**** STORED DATA ****

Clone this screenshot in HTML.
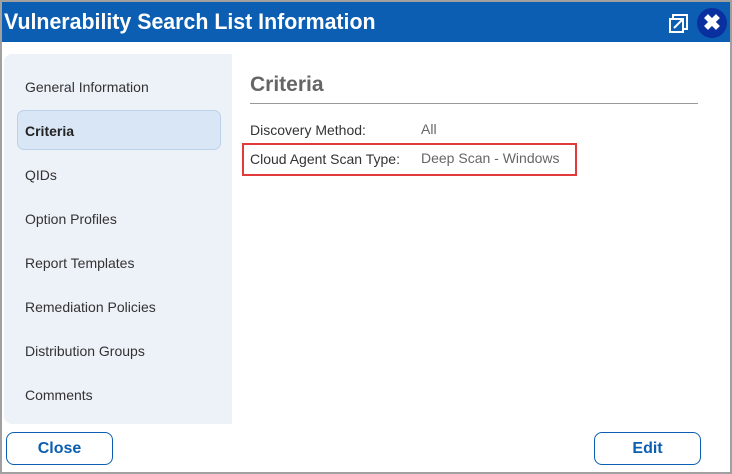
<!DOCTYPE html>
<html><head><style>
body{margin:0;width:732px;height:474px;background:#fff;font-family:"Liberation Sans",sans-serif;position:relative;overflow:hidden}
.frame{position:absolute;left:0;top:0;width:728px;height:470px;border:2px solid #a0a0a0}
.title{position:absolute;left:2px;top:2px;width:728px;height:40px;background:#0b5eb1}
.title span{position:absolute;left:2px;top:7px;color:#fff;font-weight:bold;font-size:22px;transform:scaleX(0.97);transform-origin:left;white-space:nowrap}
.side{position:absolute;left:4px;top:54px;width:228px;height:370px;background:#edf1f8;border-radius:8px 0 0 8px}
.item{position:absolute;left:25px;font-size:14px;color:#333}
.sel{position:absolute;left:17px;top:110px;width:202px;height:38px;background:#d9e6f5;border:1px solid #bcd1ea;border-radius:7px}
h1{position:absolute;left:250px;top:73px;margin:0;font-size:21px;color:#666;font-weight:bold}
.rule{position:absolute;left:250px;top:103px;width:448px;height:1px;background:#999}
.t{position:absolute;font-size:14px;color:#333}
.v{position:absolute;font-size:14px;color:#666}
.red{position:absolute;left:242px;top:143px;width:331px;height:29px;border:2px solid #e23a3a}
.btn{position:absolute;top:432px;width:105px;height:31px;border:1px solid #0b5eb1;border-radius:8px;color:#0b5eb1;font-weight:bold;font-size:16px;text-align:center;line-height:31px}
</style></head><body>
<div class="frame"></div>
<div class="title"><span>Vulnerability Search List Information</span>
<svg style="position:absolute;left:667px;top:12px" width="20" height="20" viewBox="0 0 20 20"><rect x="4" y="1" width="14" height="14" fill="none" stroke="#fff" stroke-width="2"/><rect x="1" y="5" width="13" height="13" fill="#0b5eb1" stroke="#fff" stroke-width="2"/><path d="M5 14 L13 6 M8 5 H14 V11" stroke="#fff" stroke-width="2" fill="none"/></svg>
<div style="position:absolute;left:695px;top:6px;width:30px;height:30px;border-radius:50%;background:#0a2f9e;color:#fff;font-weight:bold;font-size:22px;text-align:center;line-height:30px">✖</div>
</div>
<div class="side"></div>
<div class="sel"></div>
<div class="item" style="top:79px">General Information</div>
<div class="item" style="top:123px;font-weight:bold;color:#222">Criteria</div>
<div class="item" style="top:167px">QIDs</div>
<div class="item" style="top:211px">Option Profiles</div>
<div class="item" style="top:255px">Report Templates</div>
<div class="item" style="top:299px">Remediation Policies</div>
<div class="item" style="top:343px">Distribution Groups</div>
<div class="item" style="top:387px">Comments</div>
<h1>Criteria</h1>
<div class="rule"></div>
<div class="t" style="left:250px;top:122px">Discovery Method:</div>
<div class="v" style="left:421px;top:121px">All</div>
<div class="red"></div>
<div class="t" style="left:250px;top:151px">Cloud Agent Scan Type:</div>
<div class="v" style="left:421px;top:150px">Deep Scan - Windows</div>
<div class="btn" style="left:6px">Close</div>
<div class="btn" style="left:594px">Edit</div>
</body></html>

****

TASK PROMPT:
Each line of the data is to be duplicated exactly; pictures stay out of the copy.

SOLUTION BELOW:
Clone this screenshot in HTML.
<!DOCTYPE html>
<html><head><style>
body{margin:0;width:732px;height:474px;background:#fff;font-family:"Liberation Sans",sans-serif;position:relative;overflow:hidden}
.frame{position:absolute;left:0;top:0;width:728px;height:470px;border:2px solid #a0a0a0}
.title{position:absolute;left:2px;top:2px;width:728px;height:40px;background:#0b5eb1}
.title span{position:absolute;left:2px;top:7px;color:#fff;font-weight:bold;font-size:22px;transform:scaleX(0.97);transform-origin:left;white-space:nowrap}
.side{position:absolute;left:4px;top:54px;width:228px;height:370px;background:#edf1f8;border-radius:8px 0 0 8px}
.item{position:absolute;left:25px;font-size:14px;color:#333}
.sel{position:absolute;left:17px;top:110px;width:202px;height:38px;background:#d9e6f5;border:1px solid #bcd1ea;border-radius:7px}
h1{position:absolute;left:250px;top:73px;margin:0;font-size:21px;color:#666;font-weight:bold}
.rule{position:absolute;left:250px;top:103px;width:448px;height:1px;background:#999}
.t{position:absolute;font-size:14px;color:#333}
.v{position:absolute;font-size:14px;color:#666}
.red{position:absolute;left:242px;top:143px;width:331px;height:29px;border:2px solid #e23a3a}
.btn{position:absolute;top:432px;width:105px;height:31px;border:1px solid #0b5eb1;border-radius:8px;color:#0b5eb1;font-weight:bold;font-size:16px;text-align:center;line-height:31px}
</style></head><body>
<div class="frame"></div>
<div class="title"><span>Vulnerability Search List Information</span>
<svg style="position:absolute;left:667px;top:12px" width="20" height="20" viewBox="0 0 20 20"><rect x="4" y="1" width="14" height="14" fill="none" stroke="#fff" stroke-width="2"/><rect x="1" y="5" width="13" height="13" fill="#0b5eb1" stroke="#fff" stroke-width="2"/><path d="M5 14 L13 6 M8 5 H14 V11" stroke="#fff" stroke-width="2" fill="none"/></svg>
<div style="position:absolute;left:695px;top:6px;width:30px;height:30px;border-radius:50%;background:#0a2f9e;color:#fff;font-weight:bold;font-size:22px;text-align:center;line-height:30px">✖</div>
</div>
<div class="side"></div>
<div class="sel"></div>
<div class="item" style="top:79px">General Information</div>
<div class="item" style="top:123px;font-weight:bold;color:#222">Criteria</div>
<div class="item" style="top:167px">QIDs</div>
<div class="item" style="top:211px">Option Profiles</div>
<div class="item" style="top:255px">Report Templates</div>
<div class="item" style="top:299px">Remediation Policies</div>
<div class="item" style="top:343px">Distribution Groups</div>
<div class="item" style="top:387px">Comments</div>
<h1>Criteria</h1>
<div class="rule"></div>
<div class="t" style="left:250px;top:122px">Discovery Method:</div>
<div class="v" style="left:421px;top:121px">All</div>
<div class="red"></div>
<div class="t" style="left:250px;top:151px">Cloud Agent Scan Type:</div>
<div class="v" style="left:421px;top:150px">Deep Scan - Windows</div>
<div class="btn" style="left:6px">Close</div>
<div class="btn" style="left:594px">Edit</div>
</body></html>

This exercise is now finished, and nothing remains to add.